Solution: Set the extruder to a high temperature and manually feed cleaning filament through it to properly melt away any contaminants. Also cleaning out the feeder motor cog will increase the grip on the filament again. You can do so with our cleaning filament.
A clogged nozzle is a very obvious cause of under extrusion. If you cannot find any restrains or problems with the filament getting to the nozzle, then the nozzle requires a good cleaning. The best solution would be to use a small steel wire that is about the same size as the aperture of the nozzle. Then heat up the nozzle and try to clean it out with the steel wire. Heating up the nozzle is important because you need to be able to push away the contaminants inside. If you cannot get the nozzle cleaned out this way, then removing the nozzle itself would be the next step. Most 3D-Printers come with a detachable nozzle for cleaning purposes. You can then inspect the nozzle properly and assess the clog. You can use a hot air blower to soften up or even liquefy the contaminants inside to properly clean the nozzle out. Keep in mind that after the removal of the nozzle, the nozzle offset to the print bed might have changed and the 3D-Printer would need to be calibrated again.
High printing speeds can also cause under extrusion. By increasing the printing speed, the filament is rushed through the nozzle at a higher speed to keep up with the print head. If the nozzle is not hot enough, the filament will not have enough time to properly liquefy and will cause a clog or strain on the filament flow. Increasing the print temperature would then be the answer. But keep in mind that some plastics do not respond well to being pushed passed their liquid point. PLA, for instance, is properly printable at around 220 oC but at 245 oC it starts to degrade and it will lose its properties. When this happens, the PLA will start to degrade inside the nozzle and from a tough clog that is difficult to remove. On the flipside, PLA will not be liquid enough to be printed properly below a temperature of 190 oC. The recommended print settings can be found in the specifications of each filament available at Hestay.

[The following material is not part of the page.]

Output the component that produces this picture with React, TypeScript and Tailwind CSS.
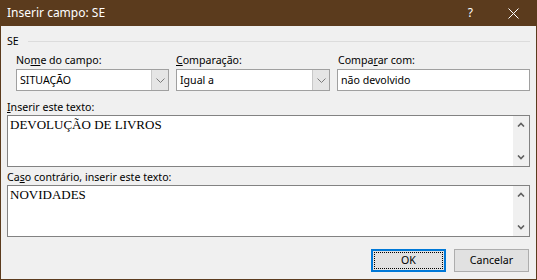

When you pass the recommended 3D-Printing speed of a filament, your 3D-Printer is probably going to be suffering from under extrusion. The printing speed is often expressed in volume per second (mm3/s) and is easily calculated with the diameter of your nozzle, layer height and extruder speed. For example. You are printing a 3D-Print with an 0.4 mm nozzle, a layer height of 0.2 mm and a print speed of 50 mm/s. Then your volume printing speed is going to be the product of these three value’s (0.4 x 0.2 x 50) which is equal to 4 mm3/s. 8 mm3/s is considered a reasonable limit when trying to prevent under extrusion. Any value higher than that increases the risk of under extrusion considerably.